Em seu projeto, o senador informa que, de acordo com levantamento do Colégio Nacional dos Defensores Públicos Gerais (Condege) e da Defensoria Pública do Rio de Janeiro, 83% dos presos injustamente em razão de reconhecimento fotográfico são negros.
“Eles são as maiores vítimas desse tipo de erro. Eles têm o mesmo perfil: jovens, pobres e negros. São cidadãos brasileiros que estudam, trabalham e sustentam a família, mas acabaram presos injustamente”, ressalta ele.
O senador também aponta que, em muitos casos, o reconhecimento por fotografia acaba sendo a única prova na hora de apontar um possível criminoso — prova sujeita a equívocos e falhas.
O texto original alterava os artigos 226 e 227 do CPP, tornando obrigatório — não mais mera recomendação — que a pessoa cujo reconhecimento se pretende fazer deve ser colocada ao lado de ao menos outras duas parecidas com ela, convidando-se quem tiver de fazer o reconhecimento a apontá-la.
A proposta inicial de Marcos do Val também já previa a consignação em auto da raça declarada da pessoa que tiver que fazer o reconhecimento e da pessoa eventualmente reconhecida.

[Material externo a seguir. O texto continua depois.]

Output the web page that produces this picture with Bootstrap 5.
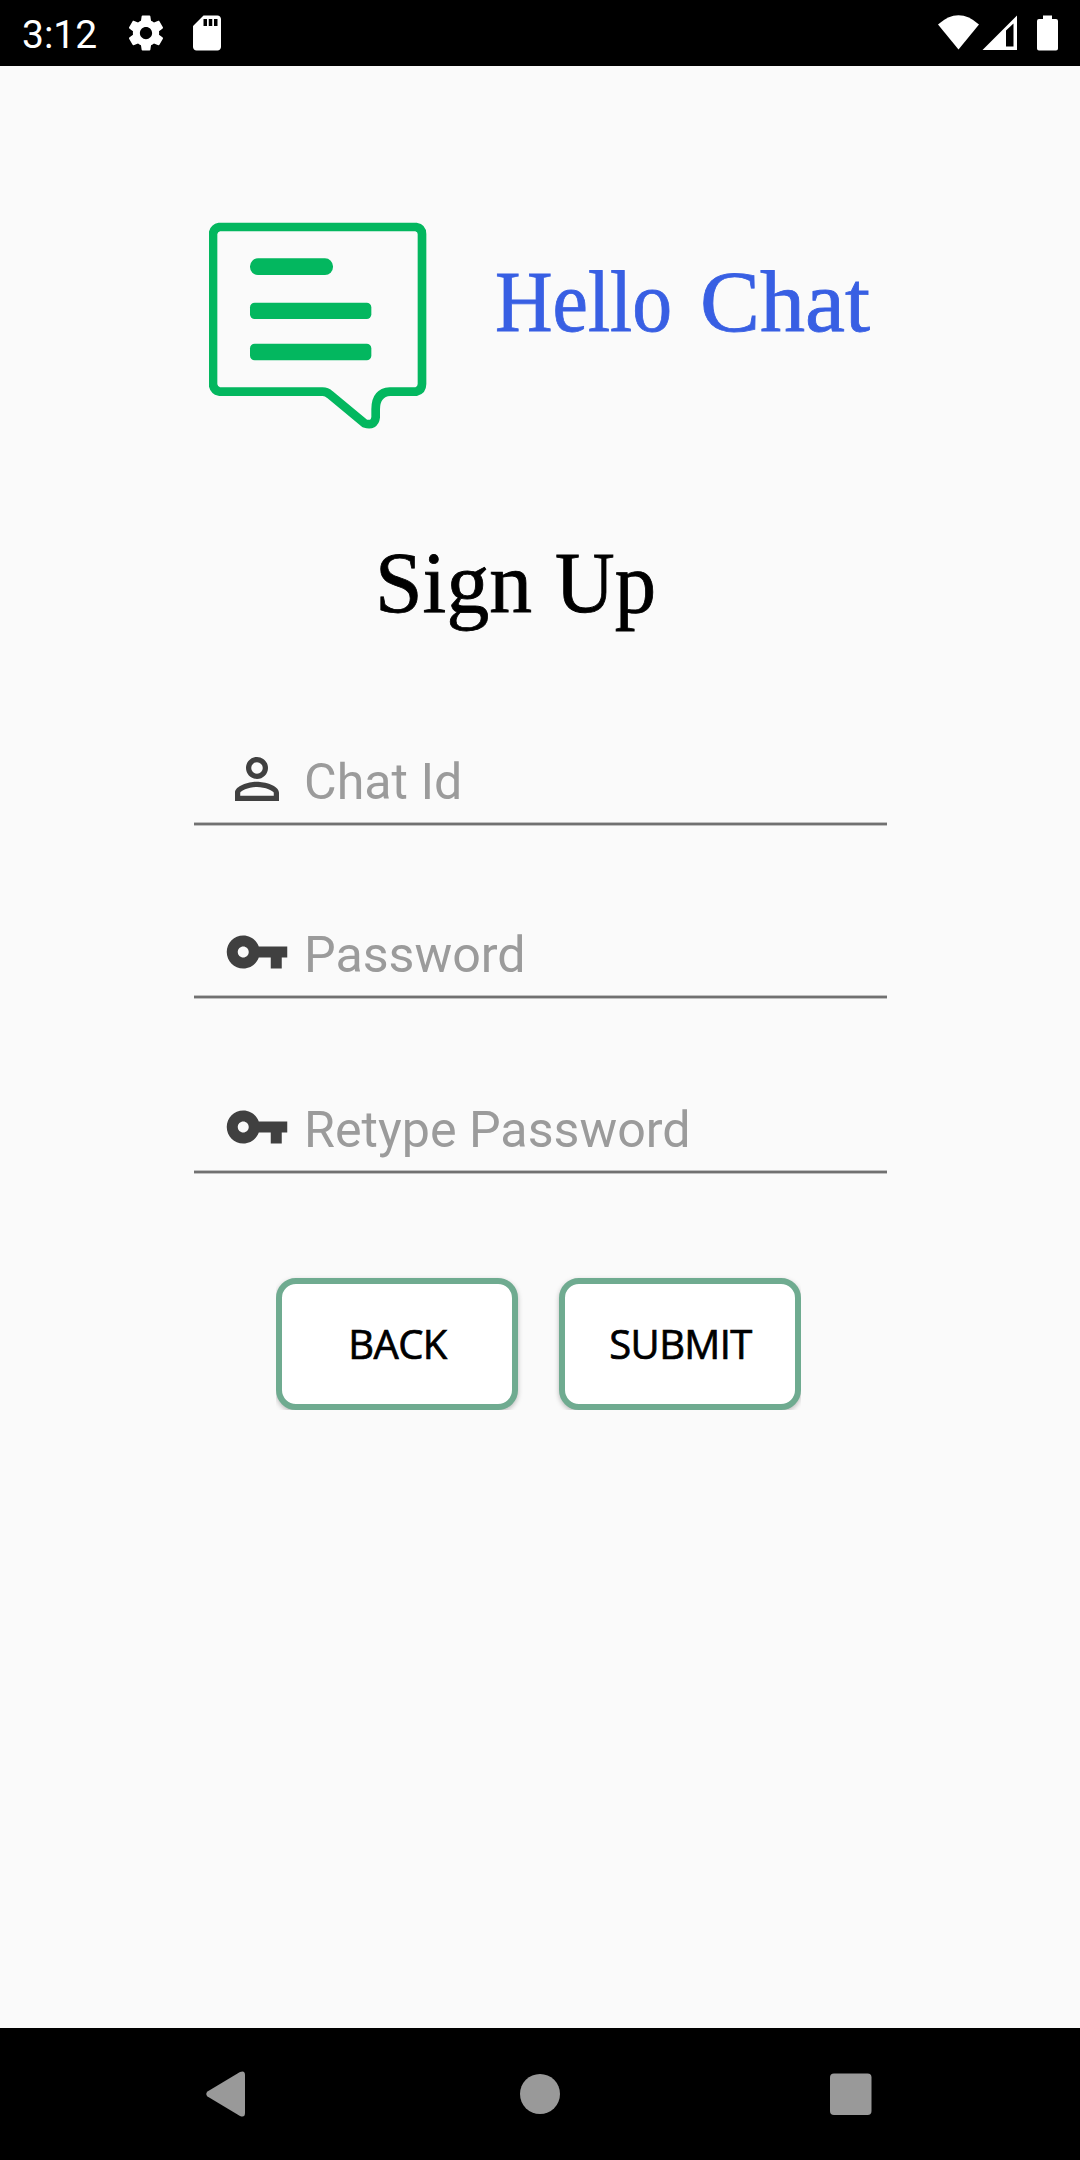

O projeto original também acrescentava o artigo 226-A ao CPP, definindo algumas cautelas a serem adicionadas ao reconhecimento, como a determinação de que as fotografias apresentadas à pessoa que tiver que fazer o reconhecimento sejam encartadas aos autos, em especial aquela da qual resulte o reconhecimento positivo; e a determinação de que, tão logo quanto possível, seja feito o reconhecimento presencial do suspeito.